Work instructions -
Can you transcribe every line exactly and leave the pictures behind?

Raw data -
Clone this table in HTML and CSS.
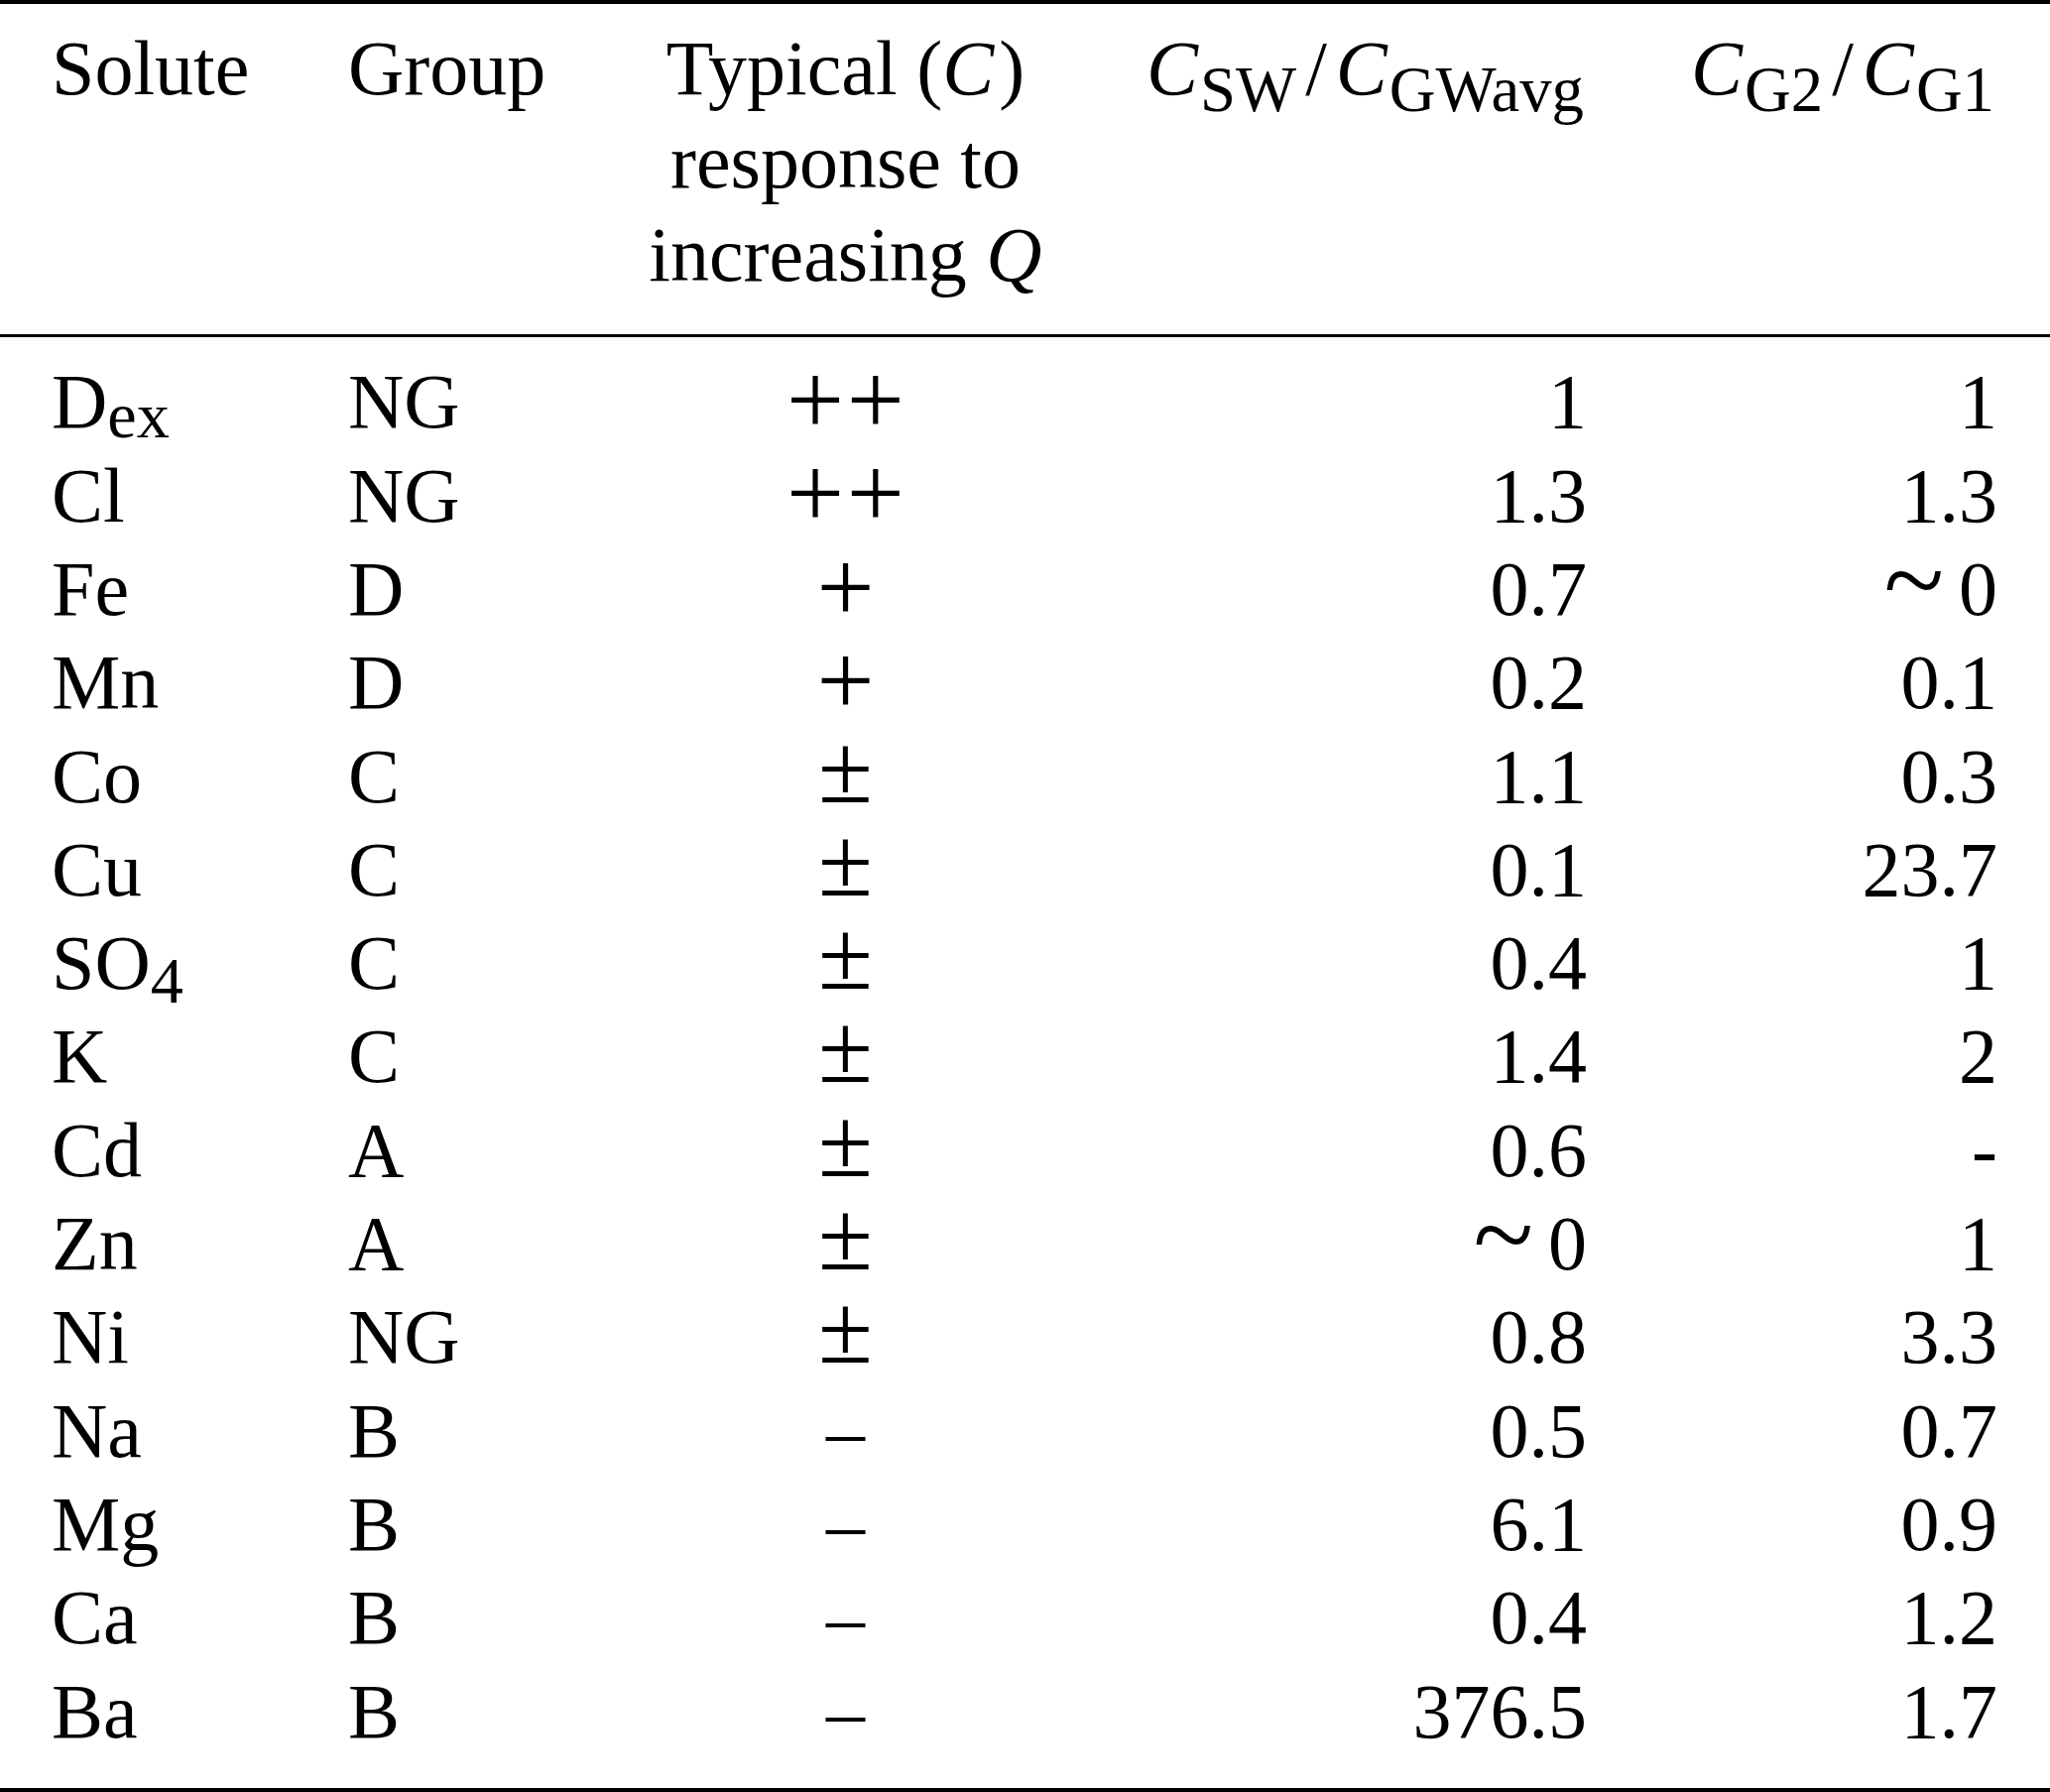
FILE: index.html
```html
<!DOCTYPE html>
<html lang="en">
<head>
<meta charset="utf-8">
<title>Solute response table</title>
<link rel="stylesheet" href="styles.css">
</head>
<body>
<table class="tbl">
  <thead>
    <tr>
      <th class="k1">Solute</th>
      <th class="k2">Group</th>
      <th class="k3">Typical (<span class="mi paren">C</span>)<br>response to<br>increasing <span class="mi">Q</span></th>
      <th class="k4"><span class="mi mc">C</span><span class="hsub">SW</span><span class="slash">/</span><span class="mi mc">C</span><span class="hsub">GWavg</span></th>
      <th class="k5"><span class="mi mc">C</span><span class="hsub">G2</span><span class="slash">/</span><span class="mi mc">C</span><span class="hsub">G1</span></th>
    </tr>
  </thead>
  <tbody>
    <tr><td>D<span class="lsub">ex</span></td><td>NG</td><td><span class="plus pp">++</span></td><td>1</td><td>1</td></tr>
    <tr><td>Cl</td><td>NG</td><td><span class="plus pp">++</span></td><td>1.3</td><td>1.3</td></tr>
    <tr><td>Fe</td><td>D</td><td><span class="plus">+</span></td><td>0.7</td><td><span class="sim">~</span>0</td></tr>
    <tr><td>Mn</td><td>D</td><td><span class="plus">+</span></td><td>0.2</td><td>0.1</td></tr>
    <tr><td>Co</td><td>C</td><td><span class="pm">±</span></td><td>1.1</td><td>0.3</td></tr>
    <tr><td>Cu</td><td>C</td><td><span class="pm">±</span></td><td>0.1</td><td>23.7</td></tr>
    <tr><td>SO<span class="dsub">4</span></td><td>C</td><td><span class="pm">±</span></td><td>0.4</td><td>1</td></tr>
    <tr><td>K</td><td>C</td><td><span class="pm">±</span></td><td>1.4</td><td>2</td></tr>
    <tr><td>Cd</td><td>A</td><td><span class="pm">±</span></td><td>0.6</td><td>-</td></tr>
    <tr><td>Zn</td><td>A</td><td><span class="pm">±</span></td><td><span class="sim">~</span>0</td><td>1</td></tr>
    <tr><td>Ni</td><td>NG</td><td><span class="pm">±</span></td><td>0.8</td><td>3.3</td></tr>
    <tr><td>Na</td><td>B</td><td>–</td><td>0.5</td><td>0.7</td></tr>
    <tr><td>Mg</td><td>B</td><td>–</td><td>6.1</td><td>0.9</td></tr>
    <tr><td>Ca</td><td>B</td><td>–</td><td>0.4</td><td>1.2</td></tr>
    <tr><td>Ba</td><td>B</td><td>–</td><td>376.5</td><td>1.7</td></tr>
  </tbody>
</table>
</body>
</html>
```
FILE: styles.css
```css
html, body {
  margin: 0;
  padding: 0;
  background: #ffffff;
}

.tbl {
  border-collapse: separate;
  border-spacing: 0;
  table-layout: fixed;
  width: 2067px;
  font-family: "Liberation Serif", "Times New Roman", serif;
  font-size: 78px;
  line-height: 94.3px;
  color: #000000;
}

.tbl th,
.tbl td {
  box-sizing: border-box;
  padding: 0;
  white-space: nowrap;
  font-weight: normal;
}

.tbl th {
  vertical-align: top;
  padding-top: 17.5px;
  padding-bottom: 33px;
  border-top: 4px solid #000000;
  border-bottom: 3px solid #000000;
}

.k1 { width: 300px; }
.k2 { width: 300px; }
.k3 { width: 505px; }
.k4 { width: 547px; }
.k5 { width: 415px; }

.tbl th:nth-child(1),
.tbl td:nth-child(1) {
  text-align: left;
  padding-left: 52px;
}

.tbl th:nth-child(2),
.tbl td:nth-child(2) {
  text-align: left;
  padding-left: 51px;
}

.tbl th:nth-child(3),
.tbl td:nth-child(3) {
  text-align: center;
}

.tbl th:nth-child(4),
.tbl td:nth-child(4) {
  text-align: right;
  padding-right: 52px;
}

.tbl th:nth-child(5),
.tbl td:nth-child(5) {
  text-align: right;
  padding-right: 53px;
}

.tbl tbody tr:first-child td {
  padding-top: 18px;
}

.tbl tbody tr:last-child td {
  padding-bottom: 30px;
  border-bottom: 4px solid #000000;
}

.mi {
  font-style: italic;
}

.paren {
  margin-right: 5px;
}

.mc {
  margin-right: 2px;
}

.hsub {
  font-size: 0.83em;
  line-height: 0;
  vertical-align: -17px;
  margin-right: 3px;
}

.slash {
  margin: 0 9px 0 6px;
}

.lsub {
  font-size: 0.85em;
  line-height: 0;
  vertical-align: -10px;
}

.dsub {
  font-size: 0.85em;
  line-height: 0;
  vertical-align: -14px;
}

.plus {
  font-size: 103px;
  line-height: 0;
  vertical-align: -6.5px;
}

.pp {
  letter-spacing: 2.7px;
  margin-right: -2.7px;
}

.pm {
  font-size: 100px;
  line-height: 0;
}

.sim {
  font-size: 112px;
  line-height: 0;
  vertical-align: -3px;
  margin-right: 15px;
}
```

Correct result -
Clone this table in HTML and CSS.
FILE: index.html
```html
<!DOCTYPE html>
<html lang="en">
<head>
<meta charset="utf-8">
<title>Solute response table</title>
<link rel="stylesheet" href="styles.css">
</head>
<body>
<table class="tbl">
  <thead>
    <tr>
      <th class="k1">Solute</th>
      <th class="k2">Group</th>
      <th class="k3">Typical (<span class="mi paren">C</span>)<br>response to<br>increasing <span class="mi">Q</span></th>
      <th class="k4"><span class="mi mc">C</span><span class="hsub">SW</span><span class="slash">/</span><span class="mi mc">C</span><span class="hsub">GWavg</span></th>
      <th class="k5"><span class="mi mc">C</span><span class="hsub">G2</span><span class="slash">/</span><span class="mi mc">C</span><span class="hsub">G1</span></th>
    </tr>
  </thead>
  <tbody>
    <tr><td>D<span class="lsub">ex</span></td><td>NG</td><td><span class="plus pp">++</span></td><td>1</td><td>1</td></tr>
    <tr><td>Cl</td><td>NG</td><td><span class="plus pp">++</span></td><td>1.3</td><td>1.3</td></tr>
    <tr><td>Fe</td><td>D</td><td><span class="plus">+</span></td><td>0.7</td><td><span class="sim">~</span>0</td></tr>
    <tr><td>Mn</td><td>D</td><td><span class="plus">+</span></td><td>0.2</td><td>0.1</td></tr>
    <tr><td>Co</td><td>C</td><td><span class="pm">±</span></td><td>1.1</td><td>0.3</td></tr>
    <tr><td>Cu</td><td>C</td><td><span class="pm">±</span></td><td>0.1</td><td>23.7</td></tr>
    <tr><td>SO<span class="dsub">4</span></td><td>C</td><td><span class="pm">±</span></td><td>0.4</td><td>1</td></tr>
    <tr><td>K</td><td>C</td><td><span class="pm">±</span></td><td>1.4</td><td>2</td></tr>
    <tr><td>Cd</td><td>A</td><td><span class="pm">±</span></td><td>0.6</td><td>-</td></tr>
    <tr><td>Zn</td><td>A</td><td><span class="pm">±</span></td><td><span class="sim">~</span>0</td><td>1</td></tr>
    <tr><td>Ni</td><td>NG</td><td><span class="pm">±</span></td><td>0.8</td><td>3.3</td></tr>
    <tr><td>Na</td><td>B</td><td>–</td><td>0.5</td><td>0.7</td></tr>
    <tr><td>Mg</td><td>B</td><td>–</td><td>6.1</td><td>0.9</td></tr>
    <tr><td>Ca</td><td>B</td><td>–</td><td>0.4</td><td>1.2</td></tr>
    <tr><td>Ba</td><td>B</td><td>–</td><td>376.5</td><td>1.7</td></tr>
  </tbody>
</table>
</body>
</html>
```
FILE: styles.css
```css
html, body {
  margin: 0;
  padding: 0;
  background: #ffffff;
}

.tbl {
  border-collapse: separate;
  border-spacing: 0;
  table-layout: fixed;
  width: 2067px;
  font-family: "Liberation Serif", "Times New Roman", serif;
  font-size: 78px;
  line-height: 94.3px;
  color: #000000;
}

.tbl th,
.tbl td {
  box-sizing: border-box;
  padding: 0;
  white-space: nowrap;
  font-weight: normal;
}

.tbl th {
  vertical-align: top;
  padding-top: 17.5px;
  padding-bottom: 33px;
  border-top: 4px solid #000000;
  border-bottom: 3px solid #000000;
}

.k1 { width: 300px; }
.k2 { width: 300px; }
.k3 { width: 505px; }
.k4 { width: 547px; }
.k5 { width: 415px; }

.tbl th:nth-child(1),
.tbl td:nth-child(1) {
  text-align: left;
  padding-left: 52px;
}

.tbl th:nth-child(2),
.tbl td:nth-child(2) {
  text-align: left;
  padding-left: 51px;
}

.tbl th:nth-child(3),
.tbl td:nth-child(3) {
  text-align: center;
}

.tbl th:nth-child(4),
.tbl td:nth-child(4) {
  text-align: right;
  padding-right: 52px;
}

.tbl th:nth-child(5),
.tbl td:nth-child(5) {
  text-align: right;
  padding-right: 53px;
}

.tbl tbody tr:first-child td {
  padding-top: 18px;
}

.tbl tbody tr:last-child td {
  padding-bottom: 30px;
  border-bottom: 4px solid #000000;
}

.mi {
  font-style: italic;
}

.paren {
  margin-right: 5px;
}

.mc {
  margin-right: 2px;
}

.hsub {
  font-size: 0.83em;
  line-height: 0;
  vertical-align: -17px;
  margin-right: 3px;
}

.slash {
  margin: 0 9px 0 6px;
}

.lsub {
  font-size: 0.85em;
  line-height: 0;
  vertical-align: -10px;
}

.dsub {
  font-size: 0.85em;
  line-height: 0;
  vertical-align: -14px;
}

.plus {
  font-size: 103px;
  line-height: 0;
  vertical-align: -6.5px;
}

.pp {
  letter-spacing: 2.7px;
  margin-right: -2.7px;
}

.pm {
  font-size: 100px;
  line-height: 0;
}

.sim {
  font-size: 112px;
  line-height: 0;
  vertical-align: -3px;
  margin-right: 15px;
}
```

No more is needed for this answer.